Liputan6.com, Aceh - Seikat melati terbaring di rumput. Bunga yang diikat dengan tali rafia hitam itu tampak layu dan kusut, kemungkinan ditaruh seseorang beberapa jam lalu.
Tidak berapa jauh dari melati itu, seorang ibu tampak termenung di pinggir beton pembatas kuburan. Mata perempuan paruh baya itu sembab, tangannya menengadah, mulutnya komat-kamit, tetapi, entah untuk siapa doa itu dia panjatkan.
Baca Juga
Advertisement
Saat itu, Liputan6.com berkesempatan mengunjungi salah satu kuburan massal korban tsunami Aceh yang ada di Kabupaten Aceh Barat. Sudah menjadi kebiasaan, setiap tanggal 26 Desember, warga di Aceh akan mengunjungi kuburan massal.
Mereka berziarah dan menghaturkan doa-doa untuk para korban bencana gempa dan tsunami yang melanda Aceh 14 tahun silam. Orang-orang berharap, jasad keluarga mereka yang tidak ditemukan, ada di antara yang dikubur itu.
"Saya dari Desa Babahrot, Blangpidie, Kabupaten Abdya. Saudara saya jadi korban tsunami Aceh, hingga saat ini jasadnya tidak ditemukan. Kami ke sini untuk berdoa," kata Jarlisa (24), kepada Liputan6.com, 26 Desember 2018, jelang sore.
Selain berdoa para pengunjung melakukan ritual seperti menaburkan bunga. Ada juga yang sekadar memercikkan air dari botol mineral yang mereka beli di kedai tak jauh dari tempat itu.
Di salah satu sudut kuburan yang dipilah menjadi beberapa petak itu, terdapat dupa yang masih berasap serta beberapa permen. Hal ini menunjukkan, bukan hanya umat Muslim saja yang datang ke tempat itu, tetapi juga etnis Tionghoa.
Semua sama-sama merasakan kehilangan. Tragedi yang memakan korban ratusan ribu jiwa tersebut menyasar siapa saja, entah Muslim, Kristen, atau etnis Tionghoa.
Musibah Itu Datang Tiba-Tiba
Tidak ada yang tahu, malapetaka itu datang tiba-tiba. Pagi itu, pukul 07.59 waktu setempat, gempa berkekuatan 9,1 sampai 9,3 Skala Richter mengguncang dasar laut di barat daya Sumatera, sekitar 20 sampai 25 kilometer lepas pantai.
Dalam hitungan jam, gelombang tsunami akibat gempa mencapai daratan Afrika. Air bah menyapu hampir seluruh kawasan pantai barat selatan Aceh, dan memakan korban 130 ribu lebih jiwa.
Setelah sepekan lebih sempat terisolasi, aktivitas Kota Meulaboh mulai bergeliat meski hanya berlangsung di beberapa sudut saja.

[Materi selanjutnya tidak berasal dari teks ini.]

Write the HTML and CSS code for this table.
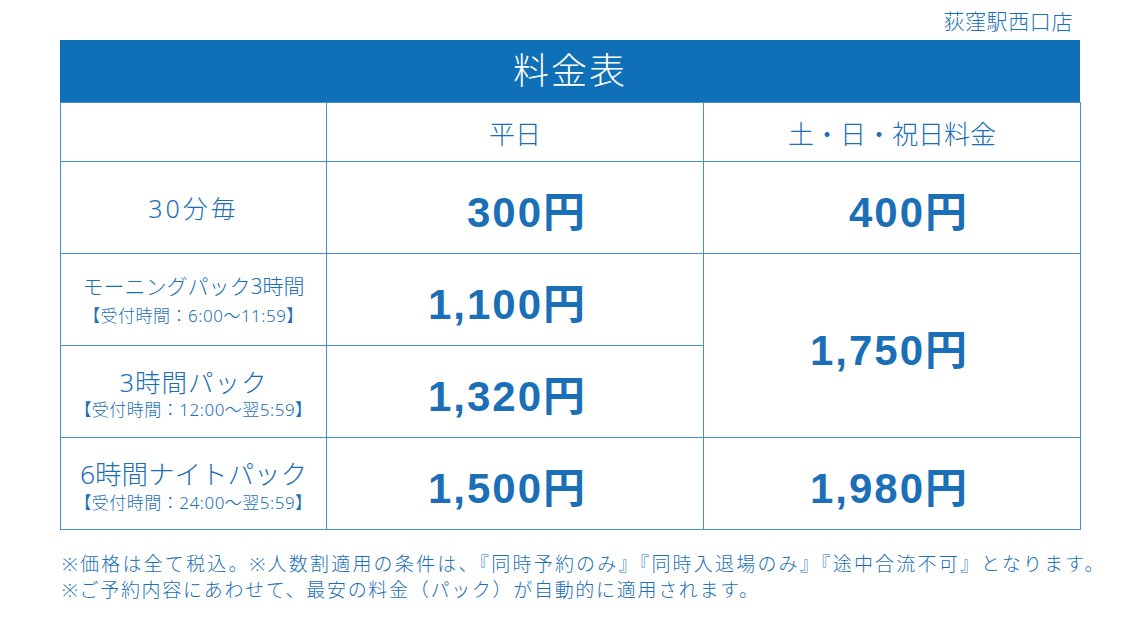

Saat itu, Liputan6.com sempat meliput langsung ke lokasi.
Sebagian toko bahan kebutuhan di daerah-daerah tertentu yang tidak parah diterjang Tsunami sudah mulai buka. Warga pun tak banyak berlalu-lalang di dalam kota, tetapi lebih banyak membersihkan permukimannya dari puing-puing.
Menjadi daerah yang dekat dengan pantai, menyebabkan infrastruktur yang ada di Aceh Barat rusak parah. Hanya dalam hitungan hari, berbagai bantuan berskala internasional berdatangan ke Aceh.
Yang Terkubur, Yang Dicintai
Kini, 14 tahun sudah musibah itu terjadi. Hanya doa-doa yang dapat dilakukan oleh para keluarga yang ditinggalkan, agar yang meninggalkan tenang di sisi-Nya.
"Tidak ada yang tahu, kapan musibah itu datang, kapan yang kita kasihi hilang, kapan mereka akan kembali atau bertemu dengan mereka kembali. Saat ini, hanya doa penanda kerinduan kita kepada mereka," kata seorang pengunjung, Santi (36).
Perempuan itu menatap lekat-lekat seikat melati layu yang ada di depannya. Melati itu bukan Santi yang menaruh, karena sudah ada sebelum dirinya datang ke kuburan massal yang ada di kawasan tepi pantai itu.
"Seperti yang menaruh seikat melati ini. Saya yakin, hanya keyakinan yang membuatnya datang ke sini. Ini kan nanti layu, namun keyakinan itu takkan layukan. Sampai kapan pun, setiap 26 Desember, semoga melati itu tetap ditaruh oleh siapa saja. Untuk mengenang dan mengabadikan," pungkasnya lalu beranjak.